This likely requires integrating policy checks *within* the agent's interaction loop with the LLM, possibly using dedicated content safety filters or extending the OPA/sidecar model to mediate LLM calls.
### 8.4 Graph-Based Authorization
Agent interactions can become complex graphs involving delegation, resource ownership, and multi-step workflows (Agent A, acting for User B, needs Skill C to access Data D owned by Team E). Standard RBAC/ABAC might struggle. Graph-based authorization models (like Google Zanzibar, OpenFGA, or extending OPA with graph data) could represent and enforce these complex relationships more effectively.
### 8.5 Developer Experience
While this infrastructure provides power, it also introduces complexity. Simplifying the developer experience is crucial:
- Tools for bootstrapping new agents integrated with the control plane.

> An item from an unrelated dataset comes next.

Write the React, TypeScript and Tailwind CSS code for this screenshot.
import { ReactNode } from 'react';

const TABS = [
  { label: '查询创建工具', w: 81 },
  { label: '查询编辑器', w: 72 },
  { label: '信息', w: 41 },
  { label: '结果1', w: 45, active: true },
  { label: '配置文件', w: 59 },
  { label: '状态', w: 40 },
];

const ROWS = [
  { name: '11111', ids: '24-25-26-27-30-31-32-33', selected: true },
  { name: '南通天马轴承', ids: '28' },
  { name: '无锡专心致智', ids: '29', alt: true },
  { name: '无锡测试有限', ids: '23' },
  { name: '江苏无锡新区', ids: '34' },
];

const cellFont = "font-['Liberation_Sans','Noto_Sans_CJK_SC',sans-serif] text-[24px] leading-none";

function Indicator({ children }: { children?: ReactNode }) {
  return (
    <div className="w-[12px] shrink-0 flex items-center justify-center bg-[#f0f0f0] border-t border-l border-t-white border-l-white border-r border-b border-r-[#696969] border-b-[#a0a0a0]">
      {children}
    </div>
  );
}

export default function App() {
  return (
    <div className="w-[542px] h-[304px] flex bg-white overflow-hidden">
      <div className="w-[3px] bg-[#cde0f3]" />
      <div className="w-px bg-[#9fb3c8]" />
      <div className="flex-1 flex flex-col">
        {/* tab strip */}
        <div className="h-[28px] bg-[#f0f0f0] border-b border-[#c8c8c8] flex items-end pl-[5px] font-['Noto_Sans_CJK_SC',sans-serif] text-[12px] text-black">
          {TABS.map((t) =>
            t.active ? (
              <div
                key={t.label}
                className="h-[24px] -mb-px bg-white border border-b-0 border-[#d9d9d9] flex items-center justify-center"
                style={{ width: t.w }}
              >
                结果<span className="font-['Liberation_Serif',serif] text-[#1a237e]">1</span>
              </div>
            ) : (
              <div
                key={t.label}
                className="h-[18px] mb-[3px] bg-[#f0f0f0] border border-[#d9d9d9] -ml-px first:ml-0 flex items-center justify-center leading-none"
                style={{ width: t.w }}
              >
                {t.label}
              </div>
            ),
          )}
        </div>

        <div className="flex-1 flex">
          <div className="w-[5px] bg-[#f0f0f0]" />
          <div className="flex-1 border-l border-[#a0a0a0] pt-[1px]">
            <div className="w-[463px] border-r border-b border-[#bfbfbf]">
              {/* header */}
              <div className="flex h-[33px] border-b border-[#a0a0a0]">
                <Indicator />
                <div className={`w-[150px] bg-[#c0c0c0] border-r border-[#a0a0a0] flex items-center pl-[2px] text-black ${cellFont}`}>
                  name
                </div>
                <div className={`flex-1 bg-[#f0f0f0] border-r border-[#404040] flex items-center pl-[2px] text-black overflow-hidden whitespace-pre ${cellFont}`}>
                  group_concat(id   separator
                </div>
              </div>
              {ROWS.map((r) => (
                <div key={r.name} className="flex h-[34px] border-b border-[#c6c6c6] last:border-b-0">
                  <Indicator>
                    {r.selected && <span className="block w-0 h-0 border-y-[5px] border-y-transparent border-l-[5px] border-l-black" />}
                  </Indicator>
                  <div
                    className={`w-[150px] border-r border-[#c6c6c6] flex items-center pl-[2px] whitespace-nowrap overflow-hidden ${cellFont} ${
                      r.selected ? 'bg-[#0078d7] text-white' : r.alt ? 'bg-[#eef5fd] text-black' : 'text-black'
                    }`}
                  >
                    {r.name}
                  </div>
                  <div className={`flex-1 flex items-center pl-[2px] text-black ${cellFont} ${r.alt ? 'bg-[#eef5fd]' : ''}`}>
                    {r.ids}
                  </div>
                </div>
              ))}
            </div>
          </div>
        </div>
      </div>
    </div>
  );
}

- Easier ways to define, test, and deploy policies (Policy-as-Code).
- Streamlined management of agent identities and credentials.

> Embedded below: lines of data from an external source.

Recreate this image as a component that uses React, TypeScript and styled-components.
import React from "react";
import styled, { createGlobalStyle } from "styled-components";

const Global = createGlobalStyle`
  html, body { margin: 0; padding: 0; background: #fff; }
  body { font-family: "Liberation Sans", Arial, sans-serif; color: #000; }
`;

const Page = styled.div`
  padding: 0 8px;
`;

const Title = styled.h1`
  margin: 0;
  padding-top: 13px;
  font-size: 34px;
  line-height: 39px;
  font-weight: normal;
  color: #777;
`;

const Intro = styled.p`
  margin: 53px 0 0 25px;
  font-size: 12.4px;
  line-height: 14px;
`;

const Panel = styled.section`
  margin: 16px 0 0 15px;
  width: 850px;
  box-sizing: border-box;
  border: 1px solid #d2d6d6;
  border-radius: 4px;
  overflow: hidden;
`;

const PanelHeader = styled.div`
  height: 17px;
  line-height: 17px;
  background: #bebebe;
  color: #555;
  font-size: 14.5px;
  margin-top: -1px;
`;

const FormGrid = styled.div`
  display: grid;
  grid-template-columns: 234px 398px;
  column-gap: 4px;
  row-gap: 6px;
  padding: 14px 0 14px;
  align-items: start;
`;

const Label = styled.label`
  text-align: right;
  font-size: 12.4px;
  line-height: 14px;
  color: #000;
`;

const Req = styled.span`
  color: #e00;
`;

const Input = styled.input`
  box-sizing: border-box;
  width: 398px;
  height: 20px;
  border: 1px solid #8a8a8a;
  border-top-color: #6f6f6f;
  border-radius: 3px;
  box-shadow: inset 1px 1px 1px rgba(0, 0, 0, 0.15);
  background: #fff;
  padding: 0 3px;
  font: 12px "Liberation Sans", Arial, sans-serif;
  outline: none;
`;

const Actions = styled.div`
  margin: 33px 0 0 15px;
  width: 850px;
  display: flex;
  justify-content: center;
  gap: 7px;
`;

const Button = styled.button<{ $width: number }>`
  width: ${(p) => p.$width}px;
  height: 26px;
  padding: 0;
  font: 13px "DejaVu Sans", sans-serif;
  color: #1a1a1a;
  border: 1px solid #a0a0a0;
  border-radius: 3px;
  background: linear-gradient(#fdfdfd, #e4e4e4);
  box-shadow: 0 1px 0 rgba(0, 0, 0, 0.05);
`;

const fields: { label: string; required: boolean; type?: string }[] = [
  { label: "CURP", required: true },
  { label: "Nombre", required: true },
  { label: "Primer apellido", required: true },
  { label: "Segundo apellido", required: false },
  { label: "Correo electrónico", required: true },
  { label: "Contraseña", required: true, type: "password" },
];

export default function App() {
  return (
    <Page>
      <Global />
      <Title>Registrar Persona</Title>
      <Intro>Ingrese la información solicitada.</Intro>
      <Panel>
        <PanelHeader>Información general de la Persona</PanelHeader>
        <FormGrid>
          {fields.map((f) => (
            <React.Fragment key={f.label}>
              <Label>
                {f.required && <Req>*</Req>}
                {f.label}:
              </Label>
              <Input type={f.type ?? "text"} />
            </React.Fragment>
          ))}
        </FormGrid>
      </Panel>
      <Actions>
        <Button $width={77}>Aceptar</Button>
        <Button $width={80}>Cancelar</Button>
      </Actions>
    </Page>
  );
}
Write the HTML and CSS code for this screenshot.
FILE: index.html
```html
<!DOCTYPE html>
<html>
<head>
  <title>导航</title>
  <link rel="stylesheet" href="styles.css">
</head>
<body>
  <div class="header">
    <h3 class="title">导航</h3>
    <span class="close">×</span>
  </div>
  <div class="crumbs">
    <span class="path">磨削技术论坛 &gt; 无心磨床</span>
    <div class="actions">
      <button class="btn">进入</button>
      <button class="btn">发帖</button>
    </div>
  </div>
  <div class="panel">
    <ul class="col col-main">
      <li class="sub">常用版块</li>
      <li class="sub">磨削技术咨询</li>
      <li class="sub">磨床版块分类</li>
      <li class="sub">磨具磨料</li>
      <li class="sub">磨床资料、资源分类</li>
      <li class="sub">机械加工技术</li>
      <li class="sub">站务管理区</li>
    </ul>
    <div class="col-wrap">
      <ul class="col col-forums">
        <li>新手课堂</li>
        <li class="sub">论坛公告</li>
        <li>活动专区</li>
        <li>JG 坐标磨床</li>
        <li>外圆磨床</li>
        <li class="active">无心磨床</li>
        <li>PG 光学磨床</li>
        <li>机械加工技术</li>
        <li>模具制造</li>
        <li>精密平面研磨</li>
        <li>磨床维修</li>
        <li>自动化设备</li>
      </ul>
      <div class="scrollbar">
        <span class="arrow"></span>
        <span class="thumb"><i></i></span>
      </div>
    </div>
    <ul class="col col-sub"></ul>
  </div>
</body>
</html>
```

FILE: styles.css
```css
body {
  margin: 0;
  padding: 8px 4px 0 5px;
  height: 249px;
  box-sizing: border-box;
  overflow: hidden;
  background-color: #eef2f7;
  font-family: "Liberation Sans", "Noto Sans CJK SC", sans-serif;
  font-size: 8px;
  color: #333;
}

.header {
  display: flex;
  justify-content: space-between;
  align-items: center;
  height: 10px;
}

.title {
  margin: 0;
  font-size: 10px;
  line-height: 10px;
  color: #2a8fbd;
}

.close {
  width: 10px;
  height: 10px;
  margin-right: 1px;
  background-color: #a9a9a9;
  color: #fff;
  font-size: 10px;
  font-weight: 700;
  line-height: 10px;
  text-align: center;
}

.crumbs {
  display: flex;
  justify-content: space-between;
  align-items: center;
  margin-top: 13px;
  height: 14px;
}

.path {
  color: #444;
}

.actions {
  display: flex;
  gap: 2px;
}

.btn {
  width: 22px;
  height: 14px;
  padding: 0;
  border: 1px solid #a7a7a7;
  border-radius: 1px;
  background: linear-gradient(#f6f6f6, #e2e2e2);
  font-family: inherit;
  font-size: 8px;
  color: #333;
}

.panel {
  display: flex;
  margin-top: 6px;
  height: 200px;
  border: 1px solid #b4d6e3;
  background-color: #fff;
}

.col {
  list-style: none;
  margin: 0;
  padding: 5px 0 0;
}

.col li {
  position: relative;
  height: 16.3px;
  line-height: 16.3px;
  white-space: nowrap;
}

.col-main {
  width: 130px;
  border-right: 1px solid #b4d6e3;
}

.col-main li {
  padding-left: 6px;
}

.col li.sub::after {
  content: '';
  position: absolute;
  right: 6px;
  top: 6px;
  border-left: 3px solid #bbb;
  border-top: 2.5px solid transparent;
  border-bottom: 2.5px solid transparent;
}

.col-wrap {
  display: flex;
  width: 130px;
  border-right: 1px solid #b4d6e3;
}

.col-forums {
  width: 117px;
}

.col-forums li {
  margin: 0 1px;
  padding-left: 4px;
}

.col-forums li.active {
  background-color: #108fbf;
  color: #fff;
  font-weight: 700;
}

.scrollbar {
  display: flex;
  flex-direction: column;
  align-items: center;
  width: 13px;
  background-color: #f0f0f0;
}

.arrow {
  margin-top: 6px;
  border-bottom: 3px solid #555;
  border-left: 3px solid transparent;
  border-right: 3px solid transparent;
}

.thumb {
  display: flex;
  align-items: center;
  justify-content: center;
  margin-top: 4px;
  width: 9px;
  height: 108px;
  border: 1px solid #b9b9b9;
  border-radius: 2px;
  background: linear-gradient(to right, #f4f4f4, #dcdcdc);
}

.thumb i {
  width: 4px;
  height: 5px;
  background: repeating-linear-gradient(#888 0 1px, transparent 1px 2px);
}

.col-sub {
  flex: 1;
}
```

- Integrated observability dashboards tailored for agent interactions.
- Seamless integration into existing CI/CD pipelines and developer platforms.
## Conclusion
As AI agents move from experimental sidelines to critical business functions, the need for a robust, standardized control plane is no longer optional—it's a necessity. Hand-rolled, per-agent solutions for identity, policy, and secrets are unsustainable; they introduce security risks, hinder scalability, and slow down development.
By adopting battle-tested patterns from the world of microservices and API gateways—leveraging standard protocols and tools like Auth0/SPIFFE for identity, OPA for policy enforcement, Vault for secure secrets management, and Envoy as a ubiquitous, observable sidecar—we can build the foundational infrastructure agents desperately need.
This "HTTP for Agents" provides:
- **Strong, Verifiable Identity:** Every agent action is attributable to a specific, authenticated identity.
- **Fine-grained Authorization:** Control agent access to skills, data, and tools based on their identity, type, team, environment, and other contextual factors via externalized policies.
- **Secure Secrets Management:** Eliminate hardcoded or long-lived credentials using short-lived, dynamically injected secrets.
- **Unified Observability:** Gain deep visibility into agent behavior, interactions, and the security posture of the system through centralized metrics, logs, and traces.
- **Accelerated Development:** Abstract away infrastructure complexity for agent builders, allowing them to focus on the agent's core intelligence and task execution.
- **Enhanced Compliance:** Meet regulatory and internal auditing requirements with a comprehensive, centralized audit trail.
Building this layer unlocks the true potential of autonomous agents, allowing teams to deploy them safely, scalably, and with confidence. It's time to give agents the solid, enterprise-grade infrastructure they deserve.
Start experimenting with these components today. Share your experiences and challenges. Let's collaborate to define and build the future of agent infrastructure.